Daud menjelaskan, di lapangan terlihat kecenderungan BPD menjadi pasif dan tidak kritis terhadap kebijakan pemerintahan desa. Akibatnya, masyarakat kehilangan kepercayaan terhadap lembaga yang seharusnya memperjuangkan kepentingan mereka. Kritik yang mestinya menjadi sarana perbaikan berubah menjadi basa-basi politik, dan demokrasi desa kehilangan arah.
Ia menyoroti tiga faktor utama penyebab melemahnya fungsi BPD di Kabupaten Kuningan. Pertama, kurangnya pemahaman terhadap tugas dan wewenang, di mana banyak anggota BPD belum memahami isi Permendagri Nomor 110 Tahun 2016 tentang BPD.
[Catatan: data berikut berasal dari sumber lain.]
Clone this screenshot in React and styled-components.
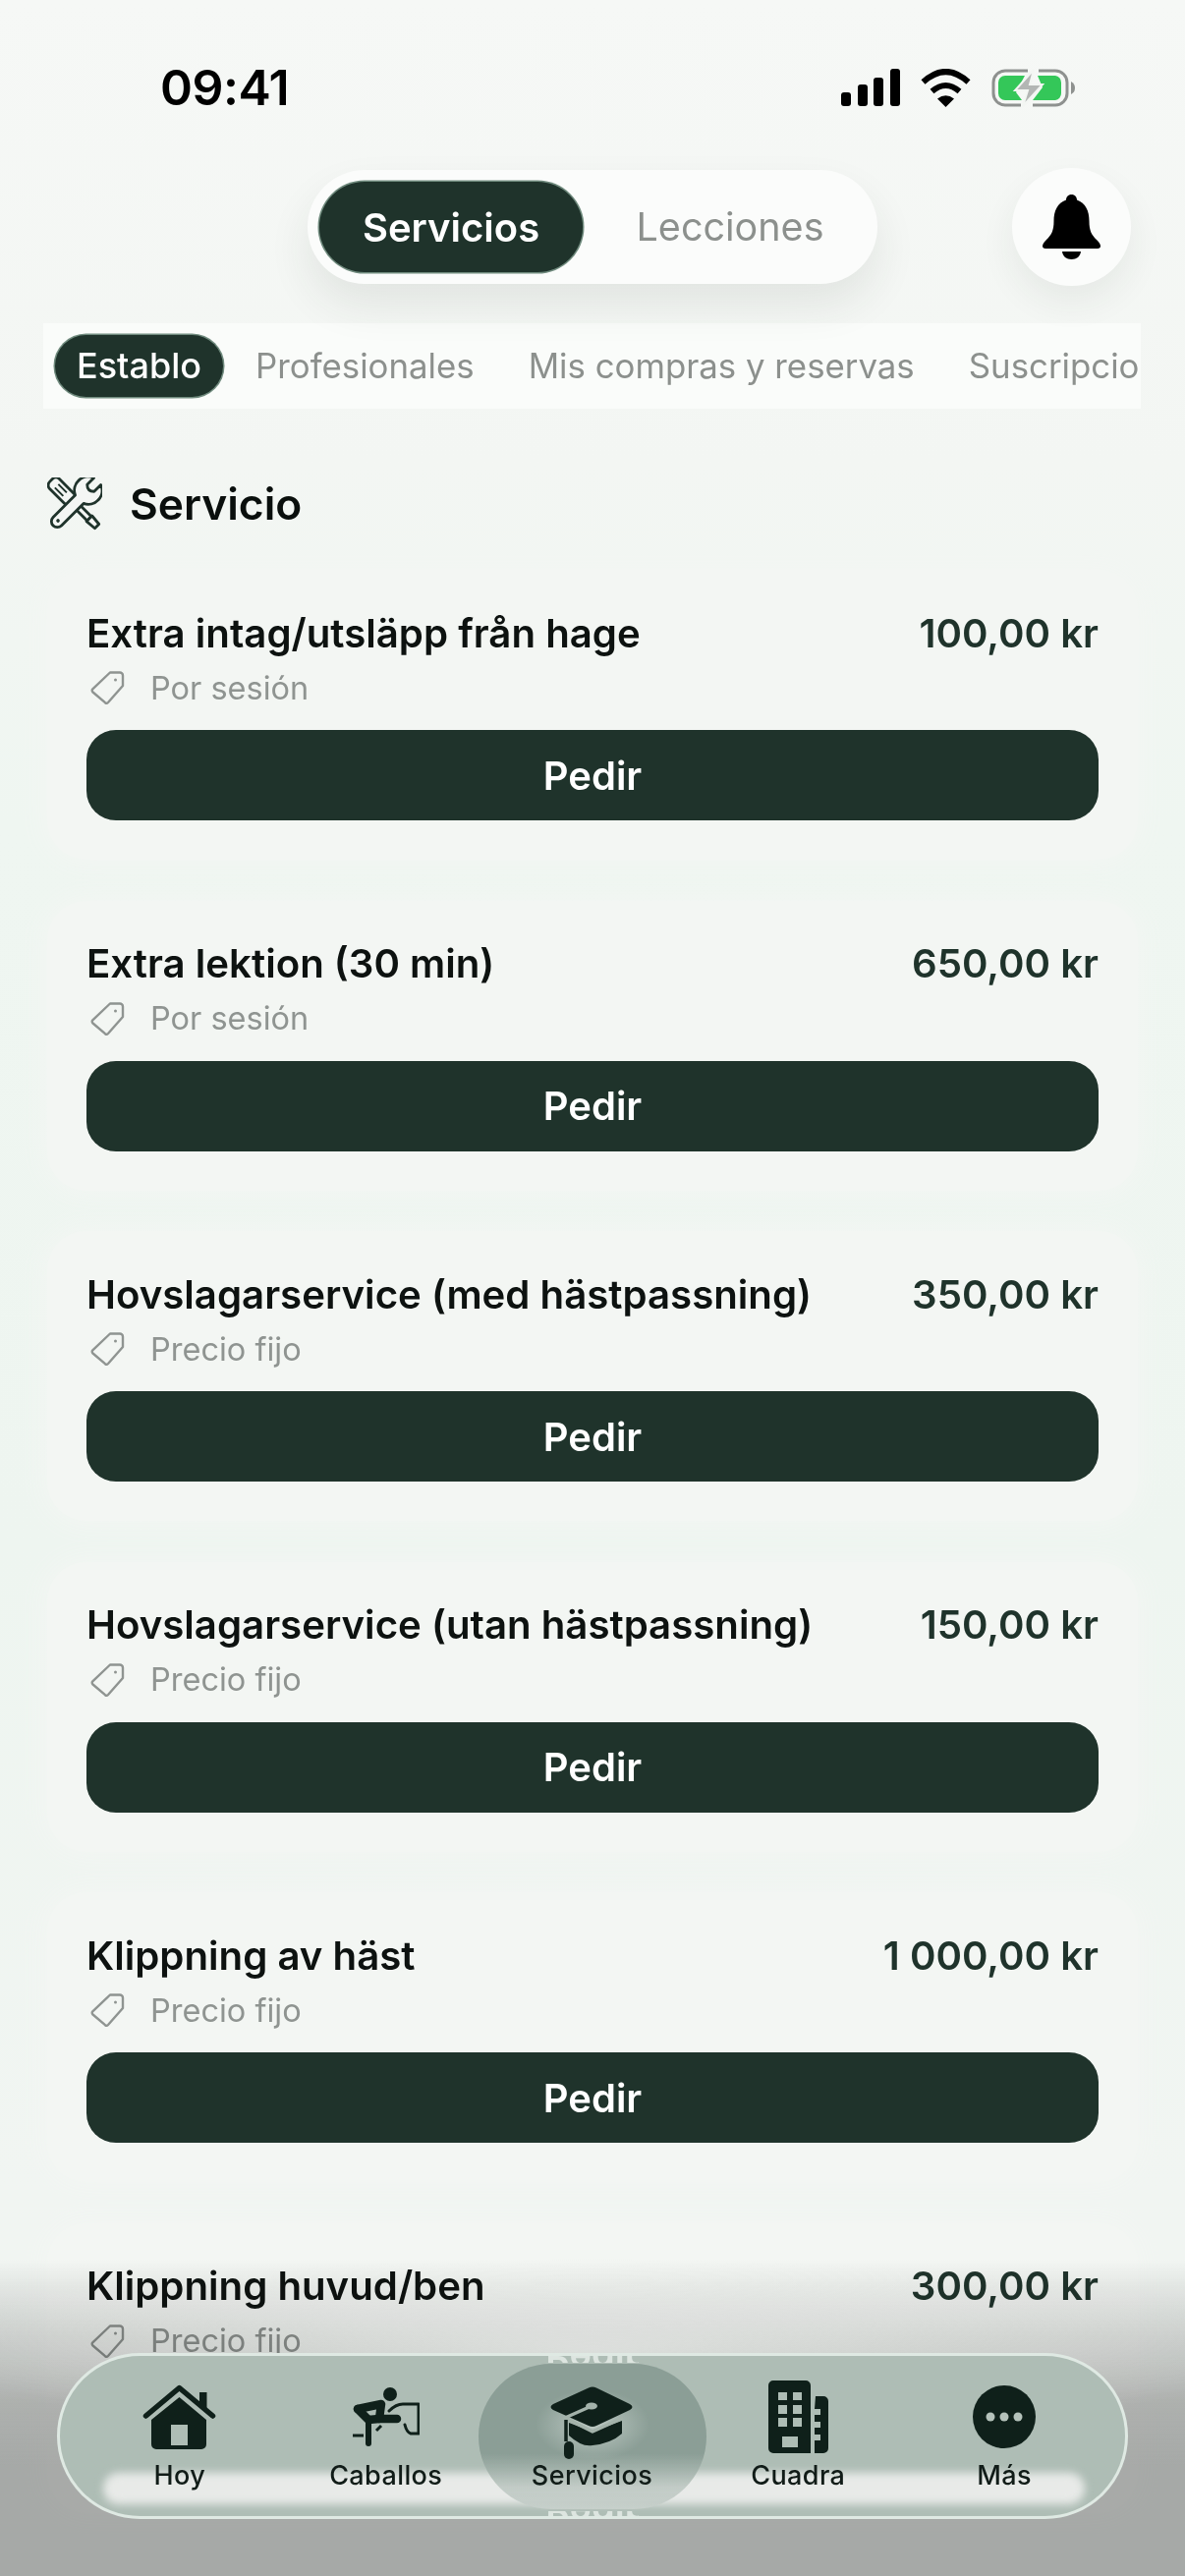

“Hal ini membuat pengawasan terhadap kebijakan dan penggunaan dana desa tidak berjalan maksimal,” tuturnya.
Kedua, kedekatan emosional dengan kepala desa yang menimbulkan konflik kepentingan. Kritik sering dianggap serangan pribadi, bukan tanggung jawab moral. Dan ketiga, krisis moral dan integritas, di mana sebagian anggota BPD justru menikmati fasilitas kekuasaan dan mengabaikan peran pengawasan.
Menurutnya, dampak lemahnya BPD terebut sangat serius terhadap tata kelola pemerintahan desa. Pengawasan terhadap penggunaan anggaran menjadi longgar, aspirasi masyarakat sering tidak tersalurkan, dan kualitas pembangunan desa menurun.
“Kondisi ini juga berpotensi membuka ruang bagi praktik penyimpangan dana desa,” tegas Daud.
Sebagai solusi, Daud menyerukan pentingnya mengembalikan marwah BPD agar kembali memiliki kredibilitas di mata masyarakat. Ia menawarkan empat langkah diantaranya, peningkatan kapasitas dan kompetensi melalui pelatihan rutin mengenai tata kelola, pengawasan keuangan, dan etika pemerintahan bagi anggota BPD.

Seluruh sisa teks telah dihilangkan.